/---

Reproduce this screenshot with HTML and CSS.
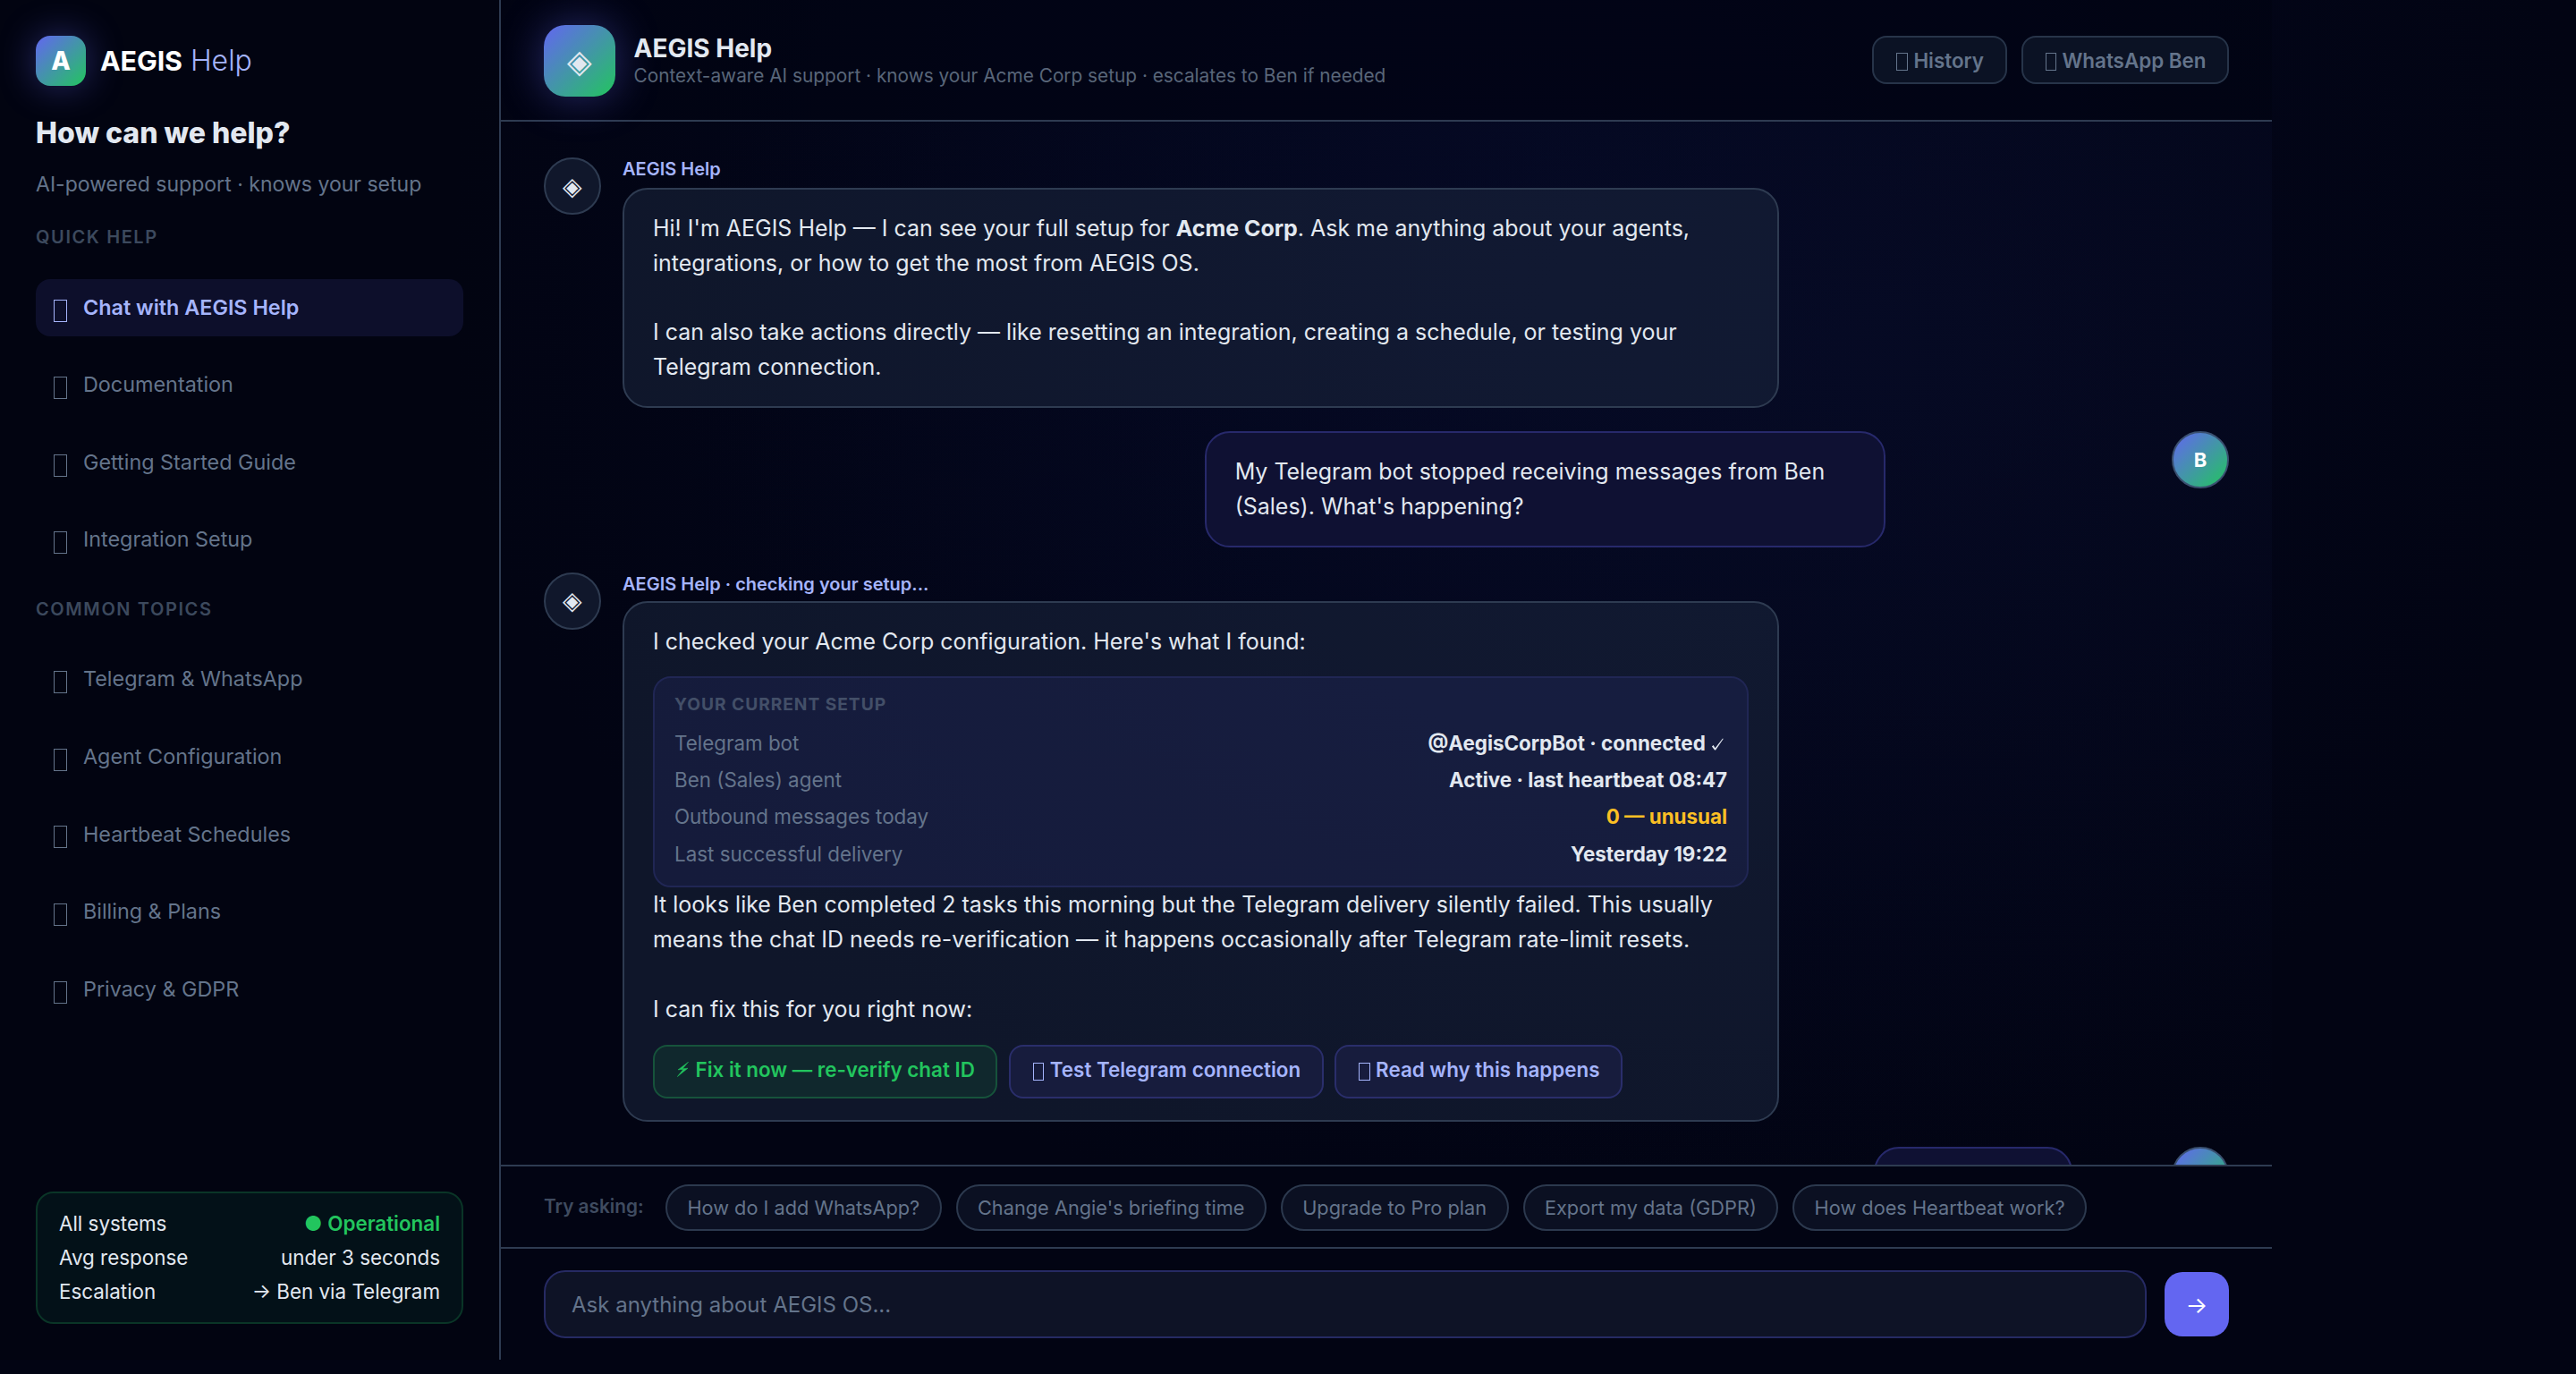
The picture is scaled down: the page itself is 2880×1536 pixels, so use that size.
FILE: index.html
```html
<!DOCTYPE html>
<html lang="en">
<head>
<meta charset="utf-8">
<title>AEGIS Help</title>
<link rel="stylesheet" href="styles.css">
</head>
<body>
<div class="app">
  <aside class="sidebar">
    <div class="logo"><div class="logo-mark">A</div><div class="logo-text"><b>AEGIS</b> <em>Help</em></div></div>
    <h1 class="side-title">How can we help?</h1>
    <p class="side-sub">AI-powered support · knows your setup</p>
    <div class="side-label">QUICK HELP</div>
    <nav class="nav">
      <a class="nav-item active"><i class="glyph"></i><span>Chat with AEGIS Help</span></a>
      <a class="nav-item"><i class="glyph"></i><span>Documentation</span></a>
      <a class="nav-item"><i class="glyph"></i><span>Getting Started Guide</span></a>
      <a class="nav-item"><i class="glyph"></i><span>Integration Setup</span></a>
    </nav>
    <div class="side-label topics">COMMON TOPICS</div>
    <nav class="nav">
      <a class="nav-item"><i class="glyph"></i><span>Telegram &amp; WhatsApp</span></a>
      <a class="nav-item"><i class="glyph"></i><span>Agent Configuration</span></a>
      <a class="nav-item"><i class="glyph"></i><span>Heartbeat Schedules</span></a>
      <a class="nav-item"><i class="glyph"></i><span>Billing &amp; Plans</span></a>
      <a class="nav-item"><i class="glyph"></i><span>Privacy &amp; GDPR</span></a>
    </nav>
    <div class="status">
      <div class="status-row"><span>All systems</span><span class="ok">● Operational</span></div>
      <div class="status-row"><span>Avg response</span><span>under 3 seconds</span></div>
      <div class="status-row"><span>Escalation</span><span>→ Ben via Telegram</span></div>
    </div>
  </aside>
  <main class="main">
    <header class="header">
      <div class="header-icon">◈</div>
      <div class="header-info">
        <div class="header-title">AEGIS Help</div>
        <div class="header-sub">Context-aware AI support · knows your Acme Corp setup · escalates to Ben if needed</div>
      </div>
      <div class="header-actions"><button class="btn"><i class="glyph"></i><span>History</span></button><button class="btn"><i class="glyph"></i><span>WhatsApp Ben</span></button></div>
    </header>
    <section class="chat">
      <div class="msg first">
        <div class="avatar">◈</div>
        <div class="body">
          <div class="name">AEGIS Help</div>
          <div class="bubble">Hi! I'm AEGIS Help — I can see your full setup for <b>Acme Corp</b>. Ask me anything about your agents, integrations, or how to get the most from AEGIS OS.<br><br>I can also take actions directly — like resetting an integration, creating a schedule, or testing your Telegram connection.</div>
        </div>
      </div>
      <div class="msg user">
        <div class="avatar">B</div>
        <div class="body"><div class="bubble">My Telegram bot stopped receiving messages from Ben (Sales). What's happening?</div></div>
      </div>
      <div class="msg">
        <div class="avatar">◈</div>
        <div class="body">
          <div class="name">AEGIS Help · checking your setup...</div>
          <div class="bubble">I checked your Acme Corp configuration. Here's what I found:
            <div class="setup">
              <div class="setup-label">YOUR CURRENT SETUP</div>
              <div class="setup-row"><span>Telegram bot</span><b>@AegisCorpBot · connected <svg class="check" width="14" height="14" viewBox="0 0 14 14"><path d="M.9 9.4 2.6 8l2 3.2L13 .4l.7.5L5.1 13.6H4z" fill="currentColor"/></svg></b></div>
              <div class="setup-row"><span>Ben (Sales) agent</span><b>Active · last heartbeat 08:47</b></div>
              <div class="setup-row"><span>Outbound messages today</span><b class="warn">0 — unusual</b></div>
              <div class="setup-row"><span>Last successful delivery</span><b>Yesterday 19:22</b></div>
            </div>
            It looks like Ben completed 2 tasks this morning but the Telegram delivery silently failed. This usually means the chat ID needs re-verification — it happens occasionally after Telegram rate-limit resets.<br><br>I can fix this for you right now:
            <div class="actions">
              <button class="act green"><svg class="bolt" width="13" height="17" viewBox="0 0 13 17"><path d="M12.6.2 1 8.9l6-.6L.3 16.6 12 7.2l-5.9.5z" fill="currentColor" stroke="currentColor" stroke-width=".5"/></svg><span>Fix it now — re-verify chat ID</span></button>
              <button class="act"><i class="glyph"></i><span>Test Telegram connection</span></button>
              <button class="act"><i class="glyph"></i><span>Read why this happens</span></button>
            </div>
          </div>
        </div>
      </div>
      <div class="msg user short">
        <div class="avatar"></div>
        <div class="body"><div class="bubble"></div></div>
      </div>
    </section>
    <div class="suggest">
      <div class="suggest-label">Try asking:</div>
      <button class="chip">How do I add WhatsApp?</button>
      <button class="chip">Change Angie's briefing time</button>
      <button class="chip">Upgrade to Pro plan</button>
      <button class="chip">Export my data (GDPR)</button>
      <button class="chip">How does Heartbeat work?</button>
    </div>
    <div class="composer">
      <div class="input">Ask anything about AEGIS OS...</div>
      <button class="send">→</button>
    </div>
  </main>
</div>
</body>
</html>
```
FILE: styles.css
```css
* { box-sizing: border-box; }
html { background: #020413; }
body {
  margin: 0;
  height: 1536px;
  overflow: hidden;
  font-family: Inter, sans-serif;
  font-size: 24.96px;
  line-height: 38.8px;
  color: #e2e8f0;
  background: radial-gradient(ellipse 1200px 1100px at 1700px 300px, #030720, #020413);
}
button { font-family: inherit; margin: 0; }
i, em { font-style: normal; }
.app { display: flex; width: 2540px; height: 1520px; }

/* empty icon box */
.glyph { flex: none; display: inline-block; width: 12.5px; height: 20px; border: 1px solid currentColor; border-bottom-width: 1.5px; position: relative; top: 2px; }

.sidebar { width: 560px; padding: 40px; border-right: 2px solid #2e3b51; background: rgba(3, 5, 18, .8); display: flex; flex-direction: column; }
.logo { display: flex; align-items: center; gap: 16px; height: 56px; }
.logo-mark { width: 56px; height: 56px; border-radius: 16px; display: grid; place-items: center; font-size: 28px; font-weight: 800; color: #fff; background: linear-gradient(135deg, #6366f1, #22c55e); box-shadow: 0 0 40px rgba(99, 102, 241, .4); }
.logo-text { font-size: 32px; color: #fff; padding-top: 1px; }
.logo-text b { font-size: 30.4px; letter-spacing: -.1px; }
.logo-text em { font-weight: 300; color: #a5b4fc; }
.side-title { margin: 29px 0 0; font-size: 32px; line-height: 48px; font-weight: 800; }
.side-sub { margin: 15px 0 0; font-size: 23.04px; line-height: 36px; color: #64748b; }
.side-label { margin-top: 25px; font-size: 20px; line-height: 32px; font-weight: 600; letter-spacing: 1.6px; color: #3c495d; }
.side-label.topics { margin-top: 29px; }
.nav { margin-top: 31px; display: flex; flex-direction: column; gap: 22.6px; }
.nav-item { height: 64px; padding: 0 20px; border-radius: 16px; display: flex; align-items: center; gap: 18px; font-size: 23.36px; color: #64748b; }
.nav-item .glyph { width: 15px; height: 25px; top: 3px; }
.nav-item.active { background: #0d0f2b; color: #a5b4fc; font-weight: 600; }
.status { margin-top: auto; height: 148px; padding: 15px 24px; border: 2px solid #0a3527; border-radius: 20px; background: #031118; font-size: 22.4px; line-height: 38px; }
.status-row { display: flex; justify-content: space-between; }
.ok { color: #22c55e; font-weight: 600; }

.main { flex: 1; min-width: 0; display: flex; flex-direction: column; }
.header { height: 136px; padding: 28px 48px 26px; border-bottom: 2px solid #2e3b51; background: rgba(2, 4, 19, .6); display: flex; align-items: center; }
.header-icon { width: 80px; height: 80px; border-radius: 24px; display: grid; place-items: center; font-size: 36px; background: linear-gradient(135deg, #6366f1, #22c55e); box-shadow: 0 0 48px rgba(99, 102, 241, .4); }
.header-info { margin-left: 20.5px; flex: 1; }
.header-title { font-size: 28px; line-height: 34px; font-weight: 700; }
.header-sub { font-size: 20.8px; line-height: 28px; color: #596679; }
.header-actions { display: flex; gap: 16px; }
.btn, .act { display: flex; align-items: center; gap: 6.5px; border: 2px solid #273449; border-radius: 16px; font-size: 22.4px; font-weight: 600; }
.btn { height: 54px; padding: 0 23.5px 0 25px; margin-top: -2px; background: #0b1224; color: #64748b; }

.chat { height: 1166px; padding: 40px 48px 0; overflow: hidden; display: flex; flex-direction: column; gap: 28px; background: radial-gradient(ellipse 1300px 950px at 1500px 250px, rgba(10, 15, 46, .45), transparent); }
.msg { display: flex; gap: 24px; flex: none; align-items: flex-start; }
.msg.first { margin-bottom: -2px; }
.avatar { flex: none; width: 64px; height: 64px; border-radius: 50%; border: 2px solid #2e3b51; background: #10172b; display: grid; place-items: center; font-size: 28px; }
.name { height: 32px; font-size: 20px; line-height: 27px; font-weight: 600; color: #a5b4fc; }
.first .name { height: 34px; }
.bubble { max-width: 72%; padding: 24px 32px; border: 2px solid #2e3b51; border-radius: 28px; background: rgba(29, 40, 64, .52); }
.user { flex-direction: row-reverse; }
.user .avatar { background: linear-gradient(135deg, #6366f1, #22c55e); border-color: #3a5070; color: #fff; font-size: 22px; font-weight: 700; }
.user .bubble { background: #0f1133; border-color: #27296b; }
.short .body { padding-right: 87px; }
.short .bubble { width: 222px; max-width: none; height: 90px; }
.setup { margin-top: 20px; height: 236px; padding: 14px 22px 12px; border: 2px solid #202654; border-radius: 20px; background: rgba(40, 42, 110, .25); }
.setup-label { font-size: 19.2px; line-height: 31px; margin-bottom: 6.5px; font-weight: 700; letter-spacing: .96px; color: #434f68; }
.setup-row { display: flex; justify-content: space-between; font-size: 22.4px; line-height: 41.3px; color: #64748b; }
.setup-row b { font-weight: 700; color: #e2e8f0; }
.setup-row .warn { color: #fbbf24; }
.check { margin: 0 4px 0 1px; }
.actions { display: flex; gap: 12.5px; margin-top: 20px; }
.act { height: 60px; padding: 0 23.5px 4px 25px; border-color: #2a2e6b; background: #171c3d; color: #a5b4fc; }
.act.green { gap: 7.5px; border-color: #16533b; background: #10282d; color: #22c55e; }

.suggest { height: 92px; padding: 20px 48px 0; border-top: 2px solid #2e3b51; background: #020413; display: flex; gap: 16px; align-items: flex-start; }
.suggest-label { width: 120px; font-size: 20.8px; line-height: 50px; color: #3f4b60; font-weight: 600; }
.chip { height: 52px; padding: 0 22.4px; border: 2px solid #2c394e; border-radius: 26px; background: #0b1022; color: #64748b; font-size: 21.76px; }
.composer { flex: 1; padding: 24px 48px; border-top: 2px solid #2e3b51; background: #020413; display: flex; gap: 20px; align-items: center; }
.input { flex: 1; height: 76px; padding: 0 29px; border: 2px solid #262a63; border-radius: 24px; background: #0e1326; color: #64748b; font-size: 24px; line-height: 74px; }
.send { width: 72px; height: 72px; border: 0; border-radius: 20px; background: #6366f1; color: #fff; font-size: 26px; padding: 0; }
```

\---

YOUR INSTRUCTIONS.
Figure out how many lines above include the string "with", then report that number and nothing else.

RESPONSE FOR THIS EXERCISE.
2